Saxon Building Woodwork, or ‘Treewrighting’
9am-4pm, Saturday 23rd March 2019
Led by Damian Goodburn BA PhD, a leading archaeological woodwork specialist, this workshop will be held in our new purpose-built Education Barn at the Sylva Wood Centre.
Learn about Anglo-Saxon building woodwork, based mainly on the study of surviving wooden remains, including a review of relatively new evidence, with live demonstrations of tools and techniques, and opportunities to watch treewrighting in action.
Morning activities will include illustrated talks covering the themes below, starting with evidence for how woodland resources were managed. Samples of books and publications will be discussed, including many rare items.
- The variation in woodland materials from ‘wildwood’ to intensive coppiced woodland.
- An overview of the range of waterlogged building woodwork remains found in Saxon and Saxo-Norman period England c.500-1180 AD when ‘carpentry’ and formal ‘timber-framing’ arrived from France.

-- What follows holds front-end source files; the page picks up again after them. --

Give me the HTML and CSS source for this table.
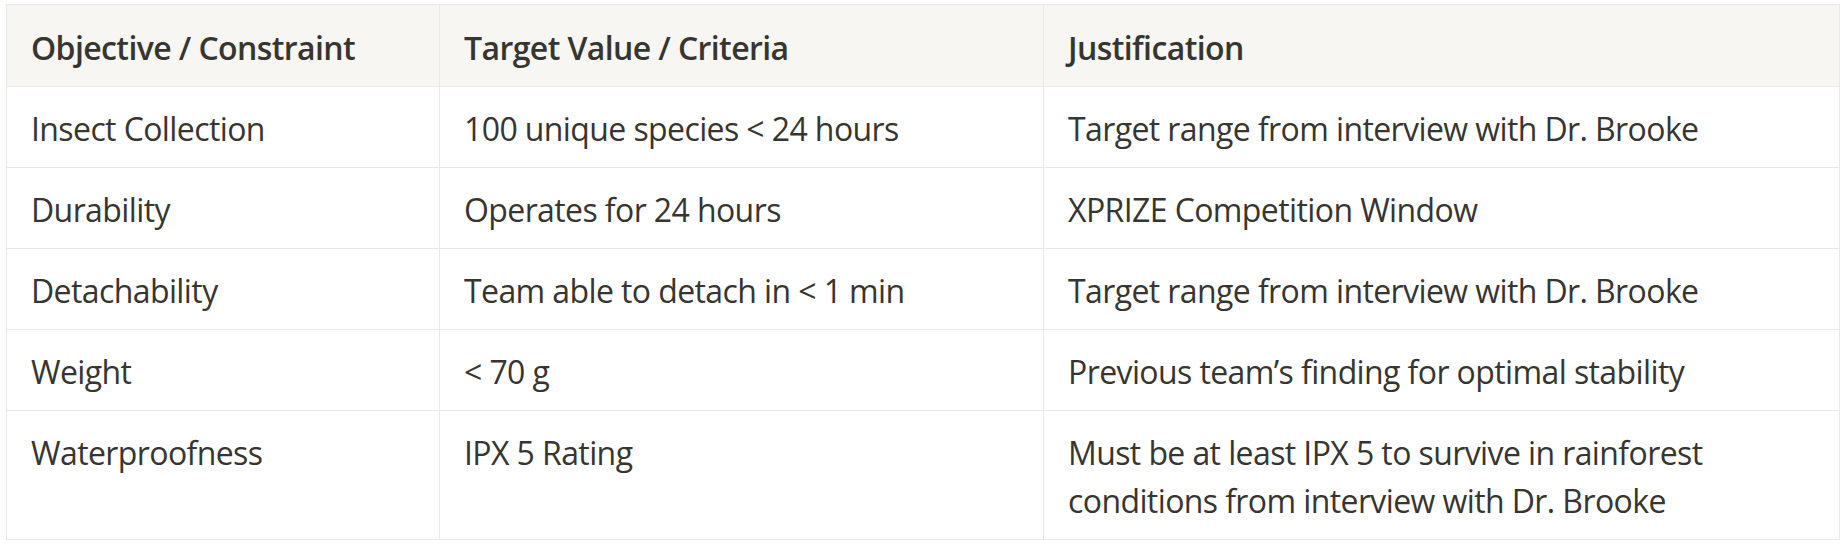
FILE: index.html
```html
<!DOCTYPE html>
<html lang="en">
<head>
<meta charset="utf-8">
<title>Objectives and Constraints</title>
<link rel="stylesheet" href="styles.css">
</head>
<body>
<div class="wrap">
  <table class="spec">
    <colgroup>
      <col class="c1">
      <col class="c2">
      <col class="c3">
    </colgroup>
    <thead>
      <tr>
        <th>Objective / Constraint</th>
        <th>Target Value / Criteria</th>
        <th>Justification</th>
      </tr>
    </thead>
    <tbody>
      <tr>
        <td>Insect Collection</td>
        <td>100 unique species &lt; 24 hours</td>
        <td>Target range from interview with Dr. Brooke</td>
      </tr>
      <tr>
        <td>Durability</td>
        <td>Operates for 24 hours</td>
        <td>XPRIZE Competition Window</td>
      </tr>
      <tr>
        <td>Detachability</td>
        <td>Team able to detach in &lt; 1 min</td>
        <td>Target range from interview with Dr. Brooke</td>
      </tr>
      <tr>
        <td>Weight</td>
        <td>&lt; 70 g</td>
        <td>Previous team’s finding for optimal stability</td>
      </tr>
      <tr>
        <td>Waterproofness</td>
        <td>IPX 5 Rating</td>
        <td>Must be at least IPX 5 to survive in rainforest conditions from interview with Dr. Brooke</td>
      </tr>
    </tbody>
  </table>
</div>
</body>
</html>
```

FILE: styles.css
```css
html, body {
  margin: 0;
  padding: 0;
  background: #ffffff;
}

.wrap {
  padding: 4px 0 0 6px;
}

.spec {
  width: 1833px;
  table-layout: fixed;
  border-collapse: collapse;
  font-family: "Open Sans", "Noto Sans", sans-serif;
  font-size: 32px;
  letter-spacing: -0.6px;
  line-height: 48px;
  color: #37352f;
}

.c1 { width: 433px; }
.c2 { width: 604px; }
.c3 { width: 796px; }

.spec th,
.spec td {
  border: 1px solid #e9e9e7;
  padding: 18px 24px 14px;
  text-align: left;
  vertical-align: top;
}

.spec th {
  background: #f7f6f3;
  font-weight: 600;
  padding-top: 19px;
}

.spec td {
  font-weight: 400;
}
```
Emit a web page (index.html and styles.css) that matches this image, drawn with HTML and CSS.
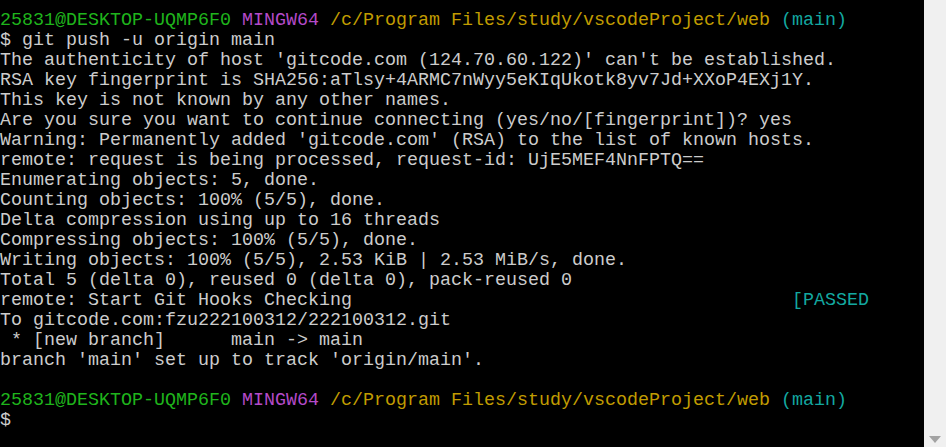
FILE: index.html
```html
<!DOCTYPE html>
<html>
<head>
<meta charset="utf-8">
<link rel="stylesheet" href="styles.css">
</head>
<body>
<div class="window">
  <div class="term">
    <div class="line"><span class="g">25831@DESKTOP-UQMP6F0</span> <span class="m">MINGW64</span> <span class="y">/c/Program Files/study/vscodeProject/web</span> <span class="c">(main)</span></div>
    <div class="line">$ git push -u origin main</div>
    <div class="line">The authenticity of host 'gitcode.com (124.70.60.122)' can't be established.</div>
    <div class="line">RSA key fingerprint is SHA256:aTlsy+4ARMC7nWyy5eKIqUkotk8yv7Jd+XXoP4EXj1Y.</div>
    <div class="line">This key is not known by any other names.</div>
    <div class="line">Are you sure you want to continue connecting (yes/no/[fingerprint])? yes</div>
    <div class="line">Warning: Permanently added 'gitcode.com' (RSA) to the list of known hosts.</div>
    <div class="line">remote: request is being processed, request-id: UjE5MEF4NnFPTQ==</div>
    <div class="line">Enumerating objects: 5, done.</div>
    <div class="line">Counting objects: 100% (5/5), done.</div>
    <div class="line">Delta compression using up to 16 threads</div>
    <div class="line">Compressing objects: 100% (5/5), done.</div>
    <div class="line">Writing objects: 100% (5/5), 2.53 KiB | 2.53 MiB/s, done.</div>
    <div class="line">Total 5 (delta 0), reused 0 (delta 0), pack-reused 0</div>
    <div class="line">remote: Start Git Hooks Checking                                        <span class="c">[PASSED</span></div>
    <div class="line">To gitcode.com:fzu222100312/222100312.git</div>
    <div class="line"> * [new branch]      main -&gt; main</div>
    <div class="line">branch 'main' set up to track 'origin/main'.</div>
    <div class="line"> </div>
    <div class="line"><span class="g">25831@DESKTOP-UQMP6F0</span> <span class="m">MINGW64</span> <span class="y">/c/Program Files/study/vscodeProject/web</span> <span class="c">(main)</span></div>
    <div class="line">$</div>
  </div>
  <div class="scrollbar">
    <div class="arrow"></div>
  </div>
</div>
</body>
</html>
```
FILE: styles.css
```css
html, body {
  margin: 0;
  padding: 0;
  background: #000;
}
.window {
  display: flex;
  width: 946px;
  height: 447px;
  overflow: hidden;
}
.term {
  flex: 1;
  background: #000;
  color: #cccccc;
  font-family: "Liberation Mono", monospace;
  font-size: 18.33px;
  line-height: 20px;
  padding-top: 11px;
  padding-left: 0;
  overflow: hidden;
}
.line {
  white-space: pre;
  height: 20px;
}
.g { color: #1fb41c; }
.m { color: #b44ac8; }
.y { color: #c19c00; }
.c { color: #13a8a0; }
.scrollbar {
  width: 22px;
  background: #f0f0f0;
  display: flex;
  flex-direction: column;
  justify-content: flex-end;
  align-items: center;
  padding-bottom: 4px;
  box-sizing: border-box;
}
.arrow {
  width: 0;
  height: 0;
  border-left: 6px solid transparent;
  border-right: 6px solid transparent;
  border-top: 7px solid #a3a3a3;
}
```
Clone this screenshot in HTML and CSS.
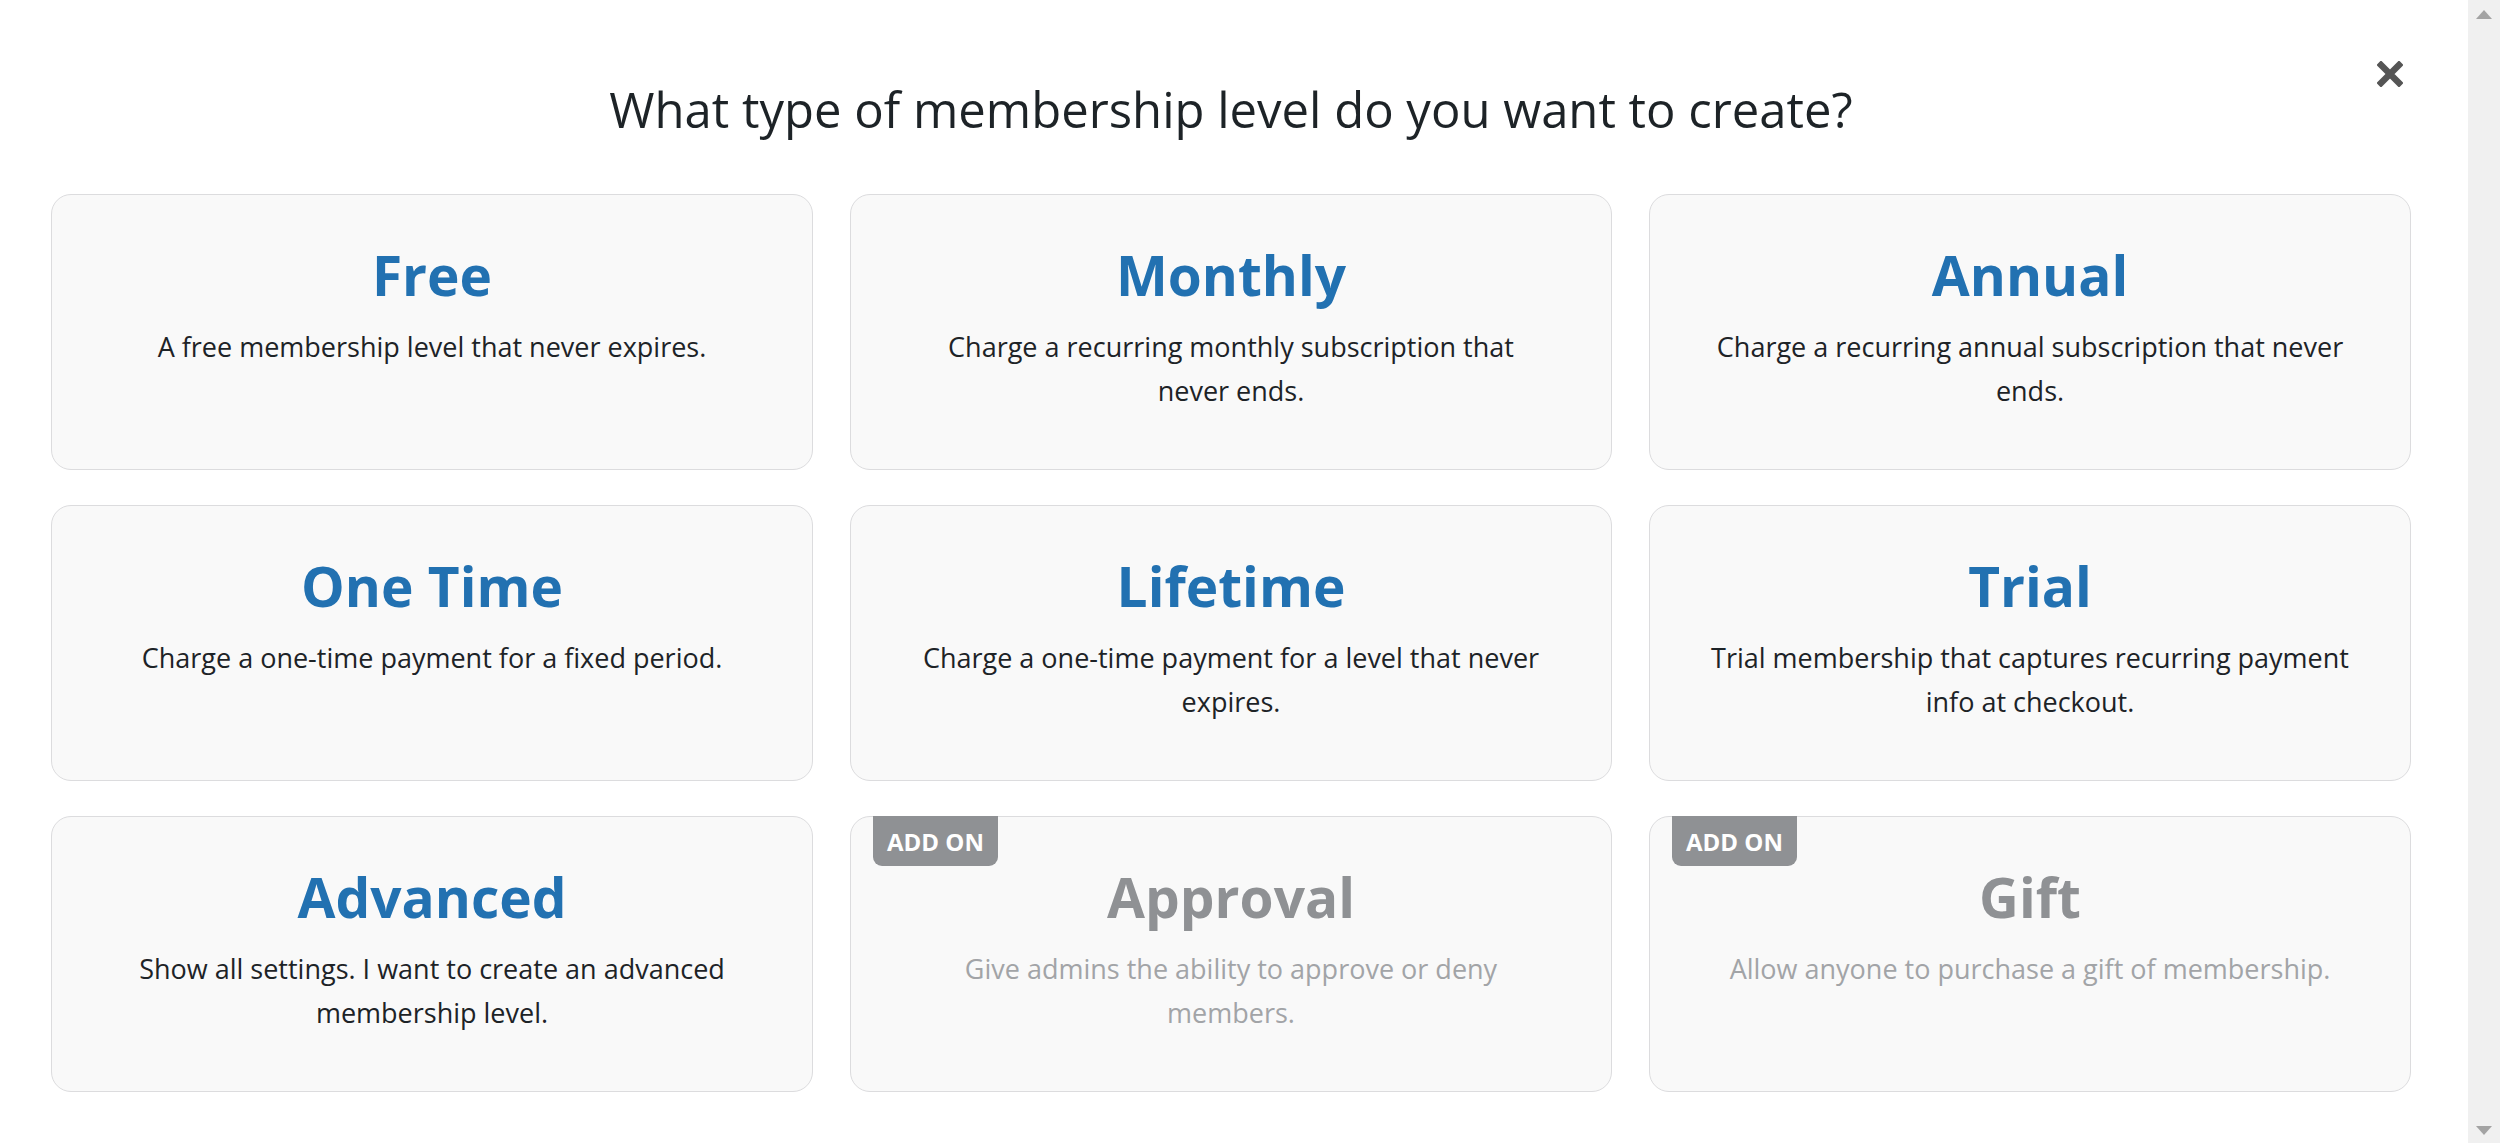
FILE: index.html
```html
<!DOCTYPE html>
<html lang="en">
<head>
<meta charset="utf-8">
<title>Membership level type</title>
<link rel="stylesheet" href="styles.css">
</head>
<body>
<div class="page">
  <div class="modal">
    <button class="close" aria-label="Close">
      <svg viewBox="0 0 26 26" width="26" height="26"><path d="M4 4 L22 22 M22 4 L4 22" stroke="#555" stroke-width="6.5" stroke-linecap="square" fill="none"/></svg>
    </button>
    <h2 class="heading">What type of membership level do you want to create?</h2>
    <div class="grid">
      <div class="card">
        <h3 class="card-title">Free</h3>
        <p class="card-desc">A free membership level that never expires.</p>
      </div>
      <div class="card">
        <h3 class="card-title">Monthly</h3>
        <p class="card-desc">Charge a recurring monthly subscription that never ends.</p>
      </div>
      <div class="card">
        <h3 class="card-title">Annual</h3>
        <p class="card-desc">Charge a recurring annual subscription that never ends.</p>
      </div>
      <div class="card">
        <h3 class="card-title">One Time</h3>
        <p class="card-desc">Charge a one-time payment for a fixed period.</p>
      </div>
      <div class="card">
        <h3 class="card-title">Lifetime</h3>
        <p class="card-desc">Charge a one-time payment for a level that never expires.</p>
      </div>
      <div class="card">
        <h3 class="card-title">Trial</h3>
        <p class="card-desc">Trial membership that captures recurring payment info at checkout.</p>
      </div>
      <div class="card">
        <h3 class="card-title">Advanced</h3>
        <p class="card-desc">Show all settings. I want to create an advanced membership level.</p>
      </div>
      <div class="card card-addon">
        <span class="badge">ADD ON</span>
        <h3 class="card-title">Approval</h3>
        <p class="card-desc">Give admins the ability to approve or deny members.</p>
      </div>
      <div class="card card-addon">
        <span class="badge">ADD ON</span>
        <h3 class="card-title">Gift</h3>
        <p class="card-desc">Allow anyone to purchase a gift of membership.</p>
      </div>
    </div>
  </div>
  <div class="scrollbar">
    <span class="arrow arrow-up"></span>
    <span class="arrow arrow-down"></span>
  </div>
</div>
</body>
</html>
```

FILE: styles.css
```css
html, body {
  margin: 0;
  padding: 0;
  height: 100%;
  overflow: hidden;
  background: #ffffff;
}

body {
  font-family: "Open Sans", "Noto Sans", sans-serif;
  color: #1d2327;
}

.page {
  display: flex;
  height: 1143px;
}

.modal {
  position: relative;
  flex: 1;
  padding: 80px 57px 0 51px;
  box-sizing: border-box;
}

.close {
  position: absolute;
  top: 61px;
  right: 65px;
  width: 26px;
  height: 26px;
  padding: 0;
  border: 0;
  background: transparent;
  display: flex;
}

.heading {
  margin: 0 0 56px;
  font-size: 49px;
  line-height: 58px;
  font-weight: 400;
  text-align: center;
  color: #1d2327;
}

.grid {
  display: grid;
  grid-template-columns: repeat(3, 1fr);
  column-gap: 37px;
  row-gap: 35px;
}

.card {
  position: relative;
  box-sizing: border-box;
  height: 276px;
  padding: 46px 60px 0;
  background: #f9f9f9;
  border: 1px solid #dcdcde;
  border-radius: 20px;
  text-align: center;
}

.card-title {
  margin: 0;
  font-size: 55px;
  line-height: 67px;
  font-weight: 700;
  color: #2271b1;
}

.card-desc {
  margin: 17px 0 0;
  font-size: 27px;
  line-height: 44px;
  color: #1d2327;
}

.card-addon .card-title {
  color: #8f9194;
}

.card-addon .card-desc {
  color: #a2a4a7;
}

.badge {
  position: absolute;
  top: -1px;
  left: 22px;
  height: 50px;
  padding: 0 14px;
  display: flex;
  align-items: center;
  background: #8f9194;
  color: #ffffff;
  font-size: 24px;
  font-weight: 700;
  border-radius: 0 0 9px 9px;
}

.scrollbar {
  width: 32px;
  flex: none;
  background: #f0f0f0;
  display: flex;
  flex-direction: column;
  justify-content: space-between;
  align-items: center;
  padding: 10px 0 8px;
  box-sizing: border-box;
}

.arrow {
  width: 0;
  height: 0;
  border-left: 8px solid transparent;
  border-right: 8px solid transparent;
}

.arrow-up {
  border-bottom: 9px solid #a3a3a3;
}

.arrow-down {
  border-top: 9px solid #a3a3a3;
}
```
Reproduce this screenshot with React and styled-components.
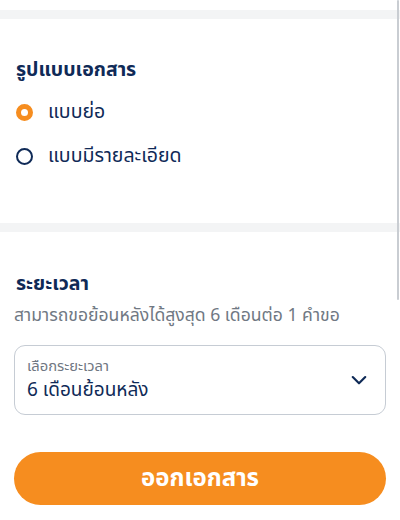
import React, { useState } from "react";
import styled, { createGlobalStyle } from "styled-components";

const GlobalStyle = createGlobalStyle`
  html, body {
    margin: 0;
    padding: 0;
    background: #ffffff;
  }
  body {
    font-family: "Noto Sans Thai", "Noto Sans Thai Looped", "Noto Sans", "DejaVu Sans", sans-serif;
    color: #0f2a57;
  }
`;

const Page = styled.div`
  position: relative;
  width: 400px;
  height: 520px;
  overflow: hidden;
  background: #fff;
`;

const TopGap = styled.div`
  height: 10px;
`;

const Divider = styled.div`
  height: 9px;
  background: #f3f4f5;
`;

const Section = styled.section`
  padding: ${(p) => p.$pad || "0 16px"};
`;

const Title = styled.h2`
  margin: 0;
  font-size: 19.5px;
  font-weight: 700;
  line-height: 26px;
  color: #0f2a57;
`;

const RadioList = styled.div`
  display: flex;
  flex-direction: column;
  gap: 18px;
  margin-top: 16px;
`;

const RadioRow = styled.label`
  display: flex;
  align-items: center;
  gap: 15px;
  cursor: pointer;
  font-size: 19.5px;
  line-height: 26px;
  color: #0f2a57;
`;

const Dot = styled.span`
  box-sizing: border-box;
  width: 17px;
  height: 17px;
  border-radius: 50%;
  border: ${(p) => (p.$on ? "5px solid #f68d1f" : "2.5px solid #0f2a57")};
  background: #fff;
  flex-shrink: 0;
`;

const Hint = styled.p`
  margin: 7px 0 0;
  font-size: 17.6px;
  line-height: 24px;
  color: #707883;
`;

const SelectBox = styled.div`
  box-sizing: border-box;
  margin-top: 17px;
  height: 70px;
  border: 1px solid #c6ccd4;
  border-radius: 11px;
  display: flex;
  align-items: center;
  justify-content: space-between;
  padding: 0 16px 0 12px;
`;

const SelectText = styled.div`
  display: flex;
  flex-direction: column;
  gap: 3px;
`;

const SelectLabel = styled.span`
  font-size: 14.8px;
  line-height: 17px;
  color: #6f7782;
`;

const SelectValue = styled.span`
  font-size: 19px;
  line-height: 25px;
  color: #0f2a57;
`;

const Submit = styled.button`
  display: block;
  width: 100%;
  height: 53px;
  margin-top: 37px;
  border: none;
  border-radius: 27px;
  background: #f68d1f;
  color: #fff;
  font-family: inherit;
  font-size: 24px;
  font-weight: 700;
  cursor: pointer;
`;

const ScrollThumb = styled.div`
  position: absolute;
  top: 0;
  right: 1px;
  width: 2px;
  height: 300px;
  background: #c9cdd2;
  border-radius: 1px;
`;

const Chevron = () => (
  <svg width="20" height="20" viewBox="0 0 24 24" fill="none" stroke="#0f2a57" strokeWidth="2.6" strokeLinecap="round" strokeLinejoin="round">
    <path d="M4.5 8.5l7.5 7.5 7.5-7.5" />
  </svg>
);

export default function App() {
  const [format, setFormat] = useState("short");

  return (
    <Page>
      <GlobalStyle />
      <TopGap />
      <Divider />
      <Section $pad="38px 16px 54px">
        <Title>รูปแบบเอกสาร</Title>
        <RadioList>
          <RadioRow onClick={() => setFormat("short")}>
            <Dot $on={format === "short"} />
            แบบย่อ
          </RadioRow>
          <RadioRow onClick={() => setFormat("full")}>
            <Dot $on={format === "full"} />
            แบบมีรายละเอียด
          </RadioRow>
        </RadioList>
      </Section>
      <Divider />
      <Section $pad="39px 14px 0">
        <Title style={{ paddingLeft: 2 }}>ระยะเวลา</Title>
        <Hint>สามารถขอย้อนหลังได้สูงสุด 6 เดือนต่อ 1 คำขอ</Hint>
        <SelectBox>
          <SelectText>
            <SelectLabel>เลือกระยะเวลา</SelectLabel>
            <SelectValue>6 เดือนย้อนหลัง</SelectValue>
          </SelectText>
          <Chevron />
        </SelectBox>
        <Submit>ออกเอกสาร</Submit>
      </Section>
      <ScrollThumb />
    </Page>
  );
}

- Evidence for basic techniques carried out without saws, including felling, bucking, radial, tangential cleaving, hewing various shaped timbers, styles of wattlework.
- Evidence for the range of joints and fastenings used, taps and locks, tusk tenons, laft joints, tongue and groove, scarfs, treenails and rove nails.
- Tool marks and tool kits, narrow axes, broad axes, ‘groping irons’.
- Evidence for ‘built-in’ furniture and fittings such as beds, benches, hearths, storage bins, and coops, doors and windows.
- Relevant ethnographic evidence from later timber buildings in the ‘Homelands’ areas on the east side of the North Sea, less influenced by French-style timber-framed carpentry, and how that can be used to extend archaeological evidence from England.
Afternoon activity will involve handling real samples of Saxon woodwork, and high-quality replica tools and fastenings.
Throughout the day demonstrations will be used to illustrate some basic techniques essential to treewrighting, including cleaving a small straight green log (oak or ash c. 150-200mm diam by 1.8-2m long) using wooden wedges, hewing with a narrow-bladed and broad-bladed ‘T’ axe, simple Saxon joint cutting, and willow treenail (wythenails) making.
While the course is underway, delegates will be able to to witness a range of related treewrighting activities nearby, thanks to members of the Carpenters’ Fellowship working on the frame of the House of Wessex.
Cost £75.00. Lunch provided. 20 places maximum. Safety boots essential.